Gst: Small GST taxpayers need to keep tabs on demand notices


MUMBAI: The Supreme Court recently upheld the action of the Patna high court in dismissing a writ petition filed by a taxpayer against a GST assessment order.
The order in the case of Vishwanath Traders has wide ramifications for SMEs, MSMEs, ‘small business persons’ and professionals, as many of them – owing to a time lapse in filing an appeal – approach the high courts directly for remedy against a demand notice. Sunil Gabhawalla, founding partner of a CA firm, said that a response (appeal) to a demand notice must be made within three months. In case of a delay, the jurisdictional appellate commissioner can be approached for seeking a one-month extension. In case more than four months have passed, the only recourse available is to file a writ with high courts.

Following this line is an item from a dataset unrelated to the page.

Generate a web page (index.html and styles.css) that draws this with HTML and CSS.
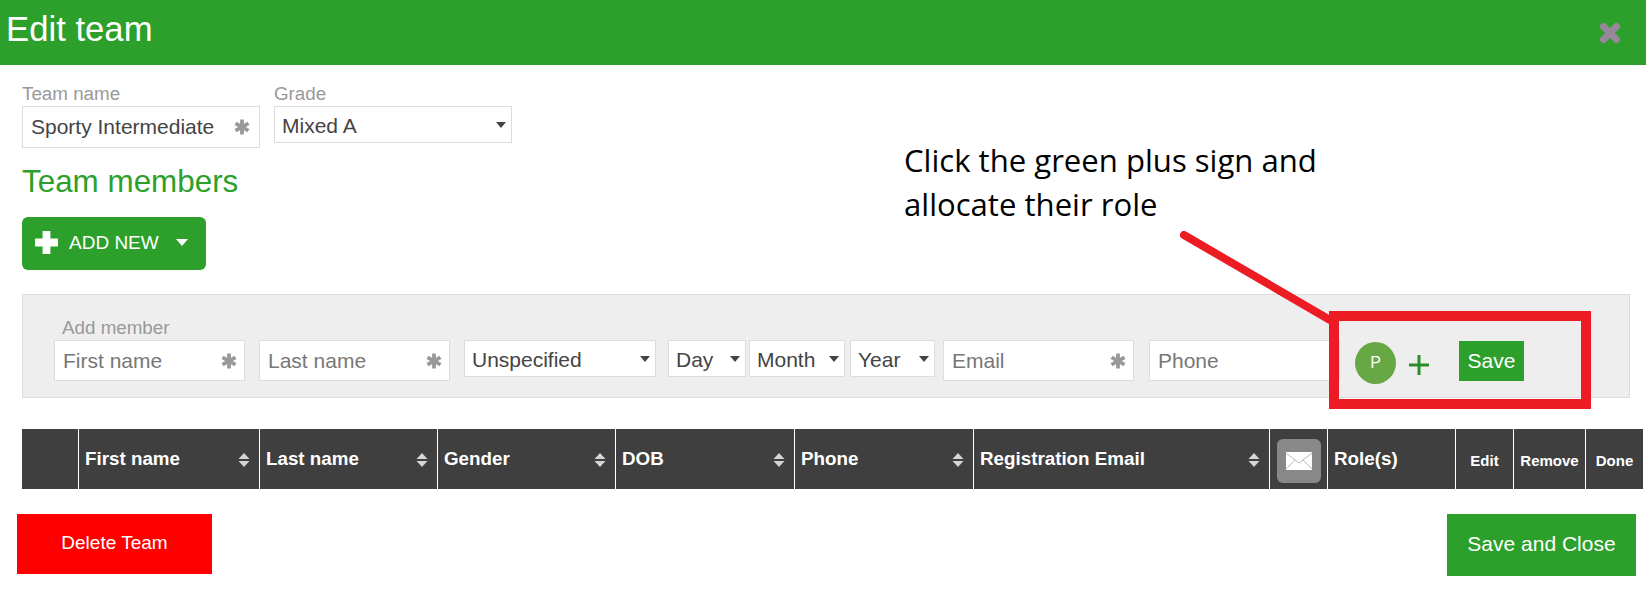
FILE: index.html
```html
<!DOCTYPE html>
<html lang="en">
<head>
<meta charset="utf-8">
<title>Edit team</title>
<link rel="stylesheet" href="styles.css">
</head>
<body>
<svg width="0" height="0" class="defs">
  <defs>
    <symbol id="star" viewBox="0 0 16 16"><path d="M8 .5v15M1.500 4.300l13 7.400M14.500 4.300l-13 7.400" fill="none" stroke="#999" stroke-width="3.800"/></symbol>
    <symbol id="sort" viewBox="0 0 12 14"><path d="M6 0l5.500 6H.5zM6 14L.5 8h11z" fill="#d4d4d4"/></symbol>
  </defs>
</svg>
<header class="topbar">
  <h1 class="title">Edit team</h1>
  <svg class="close" viewBox="0 0 22 22"><path d="M4.500 4.500l13 13M17.500 4.500l-13 13" stroke="#96889a" stroke-width="7" stroke-linecap="round"/></svg>
</header>
<main class="content">
  <div class="team-row">
    <div class="field">
      <label class="label">Team name</label>
      <div class="box box-team"><input class="input input-dark" value="Sporty Intermediate"><svg class="star"><use href="#star"/></svg></div>
    </div>
    <div class="field">
      <label class="label">Grade</label>
      <div class="box box-select box-grade"><select class="select"><option>Mixed A</option></select><span class="caret"></span></div>
    </div>
  </div>
  <h2 class="section">Team members</h2>
  <button class="add-new">
    <svg class="add-plus" viewBox="0 0 22 22"><path d="M11 1v20M1 11h20" stroke="#fff" stroke-width="7.500" stroke-linecap="round"/></svg>
    <span>ADD NEW</span>
    <span class="caret caret-white"></span>
  </button>
  <section class="panel">
    <label class="label label-add">Add member</label>
    <div class="add-row">
      <div class="box w191"><input class="input" placeholder="First name"><svg class="star"><use href="#star"/></svg></div>
      <div class="box w191 gap-t"><input class="input" placeholder="Last name"><svg class="star"><use href="#star"/></svg></div>
      <div class="box box-select w192 gap-t"><select class="select"><option>Unspecified</option></select><span class="caret"></span></div>
      <div class="box box-select w78 gap-l"><select class="select"><option>Day</option></select><span class="caret"></span></div>
      <div class="box box-select w96 gap-d"><select class="select"><option>Month</option></select><span class="caret"></span></div>
      <div class="box box-select w85 gap-s"><select class="select"><option>Year</option></select><span class="caret"></span></div>
      <div class="box w191 gap-m"><input class="input" placeholder="Email"><svg class="star"><use href="#star"/></svg></div>
      <div class="box w191"><input class="input" placeholder="Phone"></div>
      <span class="avatar">P</span>
      <svg class="plus" viewBox="0 0 20 20"><path d="M10 0v20M0 10h20" stroke="#2a8f2a" stroke-width="3"/></svg>
      <button class="save">Save</button>
    </div>
  </section>
  <div class="table-head">
    <div class="th"></div>
    <div class="th">First name<svg class="sort"><use href="#sort"/></svg></div>
    <div class="th">Last name<svg class="sort"><use href="#sort"/></svg></div>
    <div class="th">Gender<svg class="sort"><use href="#sort"/></svg></div>
    <div class="th">DOB<svg class="sort"><use href="#sort"/></svg></div>
    <div class="th">Phone<svg class="sort"><use href="#sort"/></svg></div>
    <div class="th">Registration Email<svg class="sort"><use href="#sort"/></svg></div>
    <div class="th th-mail">
      <span class="mail"><svg class="mail-icon" viewBox="0 0 26 18"><path d="M0 0h26v18H0z" fill="#fff"/><path d="M0 1l13 10L26 1M0 17l9-9M26 17l-9-9" fill="none" stroke="#bbb" stroke-width="1"/></svg></span>
    </div>
    <div class="th">Role(s)</div>
    <div class="th th-small">Edit</div>
    <div class="th th-small">Remove</div>
    <div class="th th-small">Done</div>
  </div>
  <div class="footer">
    <button class="delete">Delete Team</button>
    <button class="save-close">Save and Close</button>
  </div>
</main>
<p class="note">Click the green plus sign and<br>allocate their role</p>
<svg class="pointer" viewBox="0 0 160 100"><path d="M4 4L150 89" stroke="#ed1c24" stroke-width="8" stroke-linecap="round"/></svg>
<div class="highlight"></div>
</body>
</html>
```

FILE: styles.css
```css
* { box-sizing: border-box; }
html, body { margin: 0; padding: 0; }
body {
  position: relative;
  width: 1646px;
  height: 589px;
  overflow: hidden;
  background: #fff;
  font-family: "Liberation Sans", Arial, sans-serif;
  color: #444;
}
.defs { position: absolute; }
.topbar {
  height: 65px;
  background: #2ca02a;
  display: flex;
  align-items: center;
  justify-content: space-between;
  padding: 0 25px 0 6px;
}
.title { margin: 0 0 6px; font-size: 34.700px; font-weight: 400; color: #fff; line-height: 59px; }
.close { width: 22px; height: 22px; }
.content { padding: 19px 0 0 22px; }
.team-row { display: flex; gap: 14px; }
.field { display: flex; flex-direction: column; }
.label { display: block; height: 20px; margin-bottom: 2px; font-size: 18.800px; line-height: 20px; color: #999; }
.label-add { margin-left: 8px; }
.box {
  position: relative;
  display: flex;
  align-items: center;
  background: #fff;
  border: 1px solid #ddd;
  height: 41px;
}
.box-team { width: 238px; height: 42px; }
.box-grade { width: 238px; }
.box-select { height: 37px; }
.w191 { width: 191px; }
.w192 { width: 192px; }
.w78 { width: 78px; }
.w96 { width: 96px; }
.w85 { width: 85px; }
.gap-t { margin-left: -1px; }
.gap-l { margin-left: -3px; }
.gap-d { margin-left: -12px; }
.gap-s { margin-left: -10px; }
.gap-m { margin-left: -7px; }
.input {
  flex: 1;
  min-width: 0;
  height: 100%;
  border: 0;
  padding: 0 0 0 8px;
  background: transparent;
  font: 21px "Liberation Sans", Arial, sans-serif;
  color: #444;
  outline: 0;
}
.input::placeholder { color: #777; opacity: 1; }
.select {
  appearance: none;
  width: 100%;
  height: 100%;
  border: 0;
  padding: 1px 0 0 7px;
  background: transparent;
  font: 21px "Liberation Sans", Arial, sans-serif;
  color: #444;
  outline: 0;
}
.star { flex: none; width: 16px; height: 16px; margin-right: 9px; }
.add-row .star { margin-right: 7px; }
.caret {
  position: absolute;
  right: 5px;
  top: 15px;
  width: 0;
  height: 0;
  border: 5px solid transparent;
  border-top: 6px solid #444;
  border-bottom: 0;
  pointer-events: none;
}
.section { margin: 16px 0 17px; font-size: 31.400px; font-weight: 400; line-height: 36px; color: #2ca02a; }
.add-new {
  display: flex;
  align-items: center;
  width: 184px;
  height: 53px;
  padding: 0 0 2px 13px;
  border: 0;
  border-radius: 6px;
  background: #2ca02a;
  color: #fff;
  font: 19px "Liberation Sans", Arial, sans-serif;
}
.add-plus { width: 23px; height: 23px; margin-right: 11px; }
.caret-white {
  position: static;
  margin-left: 17px;
  border-width: 6px;
  border-top: 7px solid #fff;
  border-bottom: 0;
}
.panel {
  width: 1608px;
  height: 104px;
  margin-top: 24px;
  padding: 23px 0 0 31px;
  background: #eee;
  border: 1px solid #ddd;
}
.add-row { display: flex; align-items: flex-start; gap: 15px; }
.avatar {
  display: flex;
  align-items: center;
  justify-content: center;
  width: 41px;
  height: 42px;
  margin-top: 2px;
  border-radius: 50%;
  background: #67a844;
  color: #fff;
  font-size: 16px;
}
.plus { width: 20px; height: 20px; margin: 15px 15px 0 -2px; }
.save {
  width: 65px;
  height: 40px;
  margin-top: 1px;
  padding: 0;
  border: 0;
  background: #2ca02a;
  color: #fff;
  font: 21px "Liberation Sans", Arial, sans-serif;
}
.table-head {
  display: grid;
  grid-template-columns: 56px 181px 178px 178px 179px 179px 296px 58px 128px 58px 72px 58px;
  width: 1621px;
  height: 60px;
  margin-top: 31px;
  background: #3f3f3f;
}
.th {
  display: flex;
  align-items: center;
  justify-content: space-between;
  padding: 0 9px 1px 6px;
  border-left: 1px solid #fff;
  color: #fff;
  font-size: 18.800px;
  font-weight: 700;
}
.th:first-child { border-left: 0; }
.sort { flex: none; width: 12px; height: 14px; margin-top: 2px; }
.th-mail { padding: 0; justify-content: center; }
.mail {
  display: flex;
  align-items: center;
  justify-content: center;
  width: 44px;
  height: 44px;
  margin-top: 3px;
  border-radius: 6px;
  background: #888;
}
.mail-icon { width: 26px; height: 18px; }
.th-small { justify-content: center; padding: 3px 0 0; font-size: 15px; }
.footer {
  display: flex;
  align-items: flex-start;
  justify-content: space-between;
  margin: 25px 10px 0 -5px;
}
.delete {
  width: 195px;
  height: 60px;
  border: 0;
  padding: 0 0 2px;
  background: #f00;
  color: #fff;
  font: 19px "Liberation Sans", Arial, sans-serif;
}
.save-close {
  width: 189px;
  height: 62px;
  border: 0;
  padding: 0 0 2px;
  background: #2ca02a;
  color: #fff;
  font: 21px "Liberation Sans", Arial, sans-serif;
}
.note {
  position: absolute;
  left: 904px;
  top: 138px;
  margin: 0;
  font-family: "Open Sans", sans-serif;
  font-size: 31.100px;
  line-height: 44px;
  color: #000;
  white-space: nowrap;
}
.pointer { position: absolute; left: 1180px; top: 231px; width: 160px; height: 100px; }
.highlight {
  position: absolute;
  left: 1329px;
  top: 311px;
  width: 262px;
  height: 98px;
  border: 10px solid #ed1c24;
}
```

As the assessment orders, which could contain significant demands, are served online through the GST portal, many small taxpayers do not keep track. Very often, the four-month period passes before they are aware of the demand raised.

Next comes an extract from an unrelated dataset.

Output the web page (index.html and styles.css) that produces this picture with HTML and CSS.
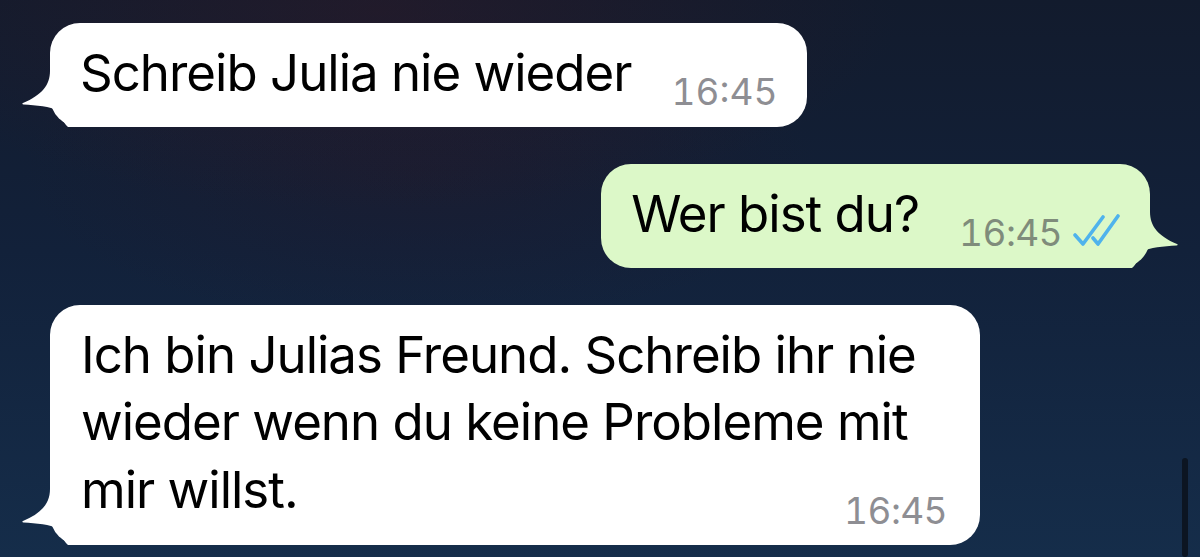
FILE: index.html
```html
<!DOCTYPE html>
<html lang="de">
<head>
<meta charset="utf-8">
<title>Chat</title>
<link rel="stylesheet" href="styles.css">
</head>
<body>
<main class="chat">
  <div class="row row-in">
    <div class="bubble bubble-in">
      <svg class="tail tail-in" width="60" height="56" viewBox="0 0 60 56"><path d="M28,0 C28,14 20,24 1,32 Q-0.5,32.8 1.5,33.6 C14,34.5 29,35.5 35,39.5 C39,43 40,51 46,56 L60,56 L60,0 Z"/></svg>
      <span class="msg">Schreib Julia nie wieder</span>
      <span class="time">16:45</span>
    </div>
  </div>
  <div class="row row-out">
    <div class="bubble bubble-out">
      <svg class="tail tail-out" width="60" height="60" viewBox="0 -4 60 60"><path d="M32,-4 L32,0 C32,14 40,24 59,32 Q60.5,32.8 58.5,33.6 C46,34.5 31,35.5 25,39.5 C21,43 20,51 14,56 L0,56 L0,-4 Z"/></svg>
      <span class="msg">Wer bist du?</span>
      <span class="time time-out">16:45</span>
      <svg class="ticks" width="48" height="32" viewBox="0 0 48 32"><path d="M3,21 L11,30 L31,3 M21,24 L26,30 L46,2"/></svg>
    </div>
  </div>
  <div class="row row-in">
    <div class="bubble bubble-in bubble-long">
      <svg class="tail tail-in" width="60" height="56" viewBox="0 0 60 56"><path d="M28,0 C28,14 20,24 1,32 Q-0.5,32.8 1.5,33.6 C14,34.5 29,35.5 35,39.5 C39,43 40,51 46,56 L60,56 L60,0 Z"/></svg>
      <p class="msg msg-long">Ich bin Julias Freund. Schreib ihr nie<br>wieder wenn du keine Probleme mit<br>mir willst.</p>
      <span class="time time-long">16:45</span>
    </div>
  </div>
  <div class="scroll-indicator"></div>
</main>
</body>
</html>
```
FILE: styles.css
```css
html, body {
  margin: 0;
  padding: 0;
  height: 100%;
}
body {
  overflow: hidden;
  font-family: "Inter", "Liberation Sans", sans-serif;
  background:
    radial-gradient(ellipse 520px 200px at 380px 10px, rgba(48, 26, 40, 0.5), rgba(48, 26, 40, 0) 100%),
    radial-gradient(ellipse 400px 160px at 420px 170px, rgba(40, 24, 40, 0.35), rgba(40, 24, 40, 0) 100%),
    linear-gradient(180deg, #121b2d 0%, #12213a 45%, #152d4a 100%);
}
.chat {
  position: relative;
  height: 557px;
  box-sizing: border-box;
  padding: 23px 50px 0 50px;
  display: flex;
  flex-direction: column;
  gap: 37px;
}
.row {
  display: flex;
}
.row-in { justify-content: flex-start; }
.row-out { justify-content: flex-end; }

.bubble {
  position: relative;
  display: flex;
  align-items: flex-end;
  border-radius: 30px;
  box-sizing: border-box;
  height: 104px;
  padding: 20px 30px 24px 30px;
}
.bubble-in { background: #ffffff; }
.bubble-out { background: #dcf8c8; padding-right: 30px; }

.tail {
  position: absolute;
  bottom: 0;
}
.tail-in { left: -28px; fill: #ffffff; }
.tail-out { right: -28px; fill: #dcf8c8; }

.msg {
  position: relative;
  margin: 0;
  font-size: 51px;
  line-height: 60px;
  color: #000;
  letter-spacing: -1px;
  white-space: nowrap;
}
.time {
  position: relative;
  font-size: 37px;
  line-height: 37px;
  color: #8e8e93;
  font-variant-numeric: tabular-nums;
  letter-spacing: 0;
  margin-left: 40px;
  margin-bottom: -7px;
}
.time-out {
  color: #7f8c7b;
  letter-spacing: -0.6px;
}
.ticks {
  position: relative;
  margin-left: 10px;
  margin-bottom: -2px;
  fill: none;
  stroke: #4fb3ec;
  stroke-width: 3.6;
  stroke-linecap: round;
  stroke-linejoin: round;
}

.bubble-long {
  display: grid;
  height: 240px;
  width: 930px;
  padding: 14px 33px 22px 31px;
}
.msg-long {
  grid-area: 1 / 1;
  line-height: 67.5px;
}
.time-long {
  grid-area: 1 / 1;
  justify-self: end;
  align-self: end;
  letter-spacing: -0.6px;
  margin: 0 0 -6px 0;
}

.scroll-indicator {
  position: absolute;
  left: 1182px;
  top: 458px;
  width: 6px;
  height: 99px;
  border-radius: 3px;
  background: #0c1522;
}
```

Manish Gadia, partner at GMJ & Co, a firm of chartered accountants, said, “The process of serving notices online through the common portal first began in financial year 2020-21. Unfortunately, small taxpayers do not have the bandwidth to check the portal on a day-to-day basis. In the case of many such taxpayers, notices and demands have piled up. To make matters worse, since the past few months, bank accounts are being attached for non-payment. Typically, at this stage, the small taxpayer becomes aware of the notice.”

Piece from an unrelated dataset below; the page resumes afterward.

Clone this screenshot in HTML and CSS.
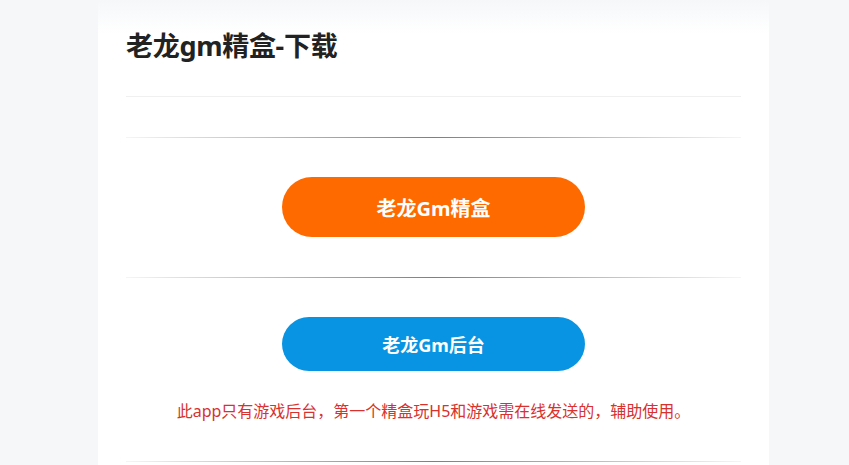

According to tax experts, emails and text messages informing the taxpayer of a demand notice (that is uploaded on the portal) are not always sent. Further, the contacts provided by an SME/MSME are typically those of an employee – and high attrition means such messages do not serve their purpose.
With the apex court agreeing with the action of a high court in not entertaining a writ petition, this path becomes challenging. “Though a correct legal interpretation, the Supreme Court’s order literally closes all doors available to such taxpayers,” stated Gabhawalla.
“If the avenue of filing a writ petition is shut, the entire sum will have to be paid. More often than not, the tax demand is high-pitched and substantial penalties are imposed… plus there is an element of mandatory interest,” added Gabhawalla.
Both tax experts hold the view that it is important for SMEs to be more vigilant in checking up on demand notices. The government may also consider amending the act to permit delayed appeals in genuine cases of SMEs and small taxpayers.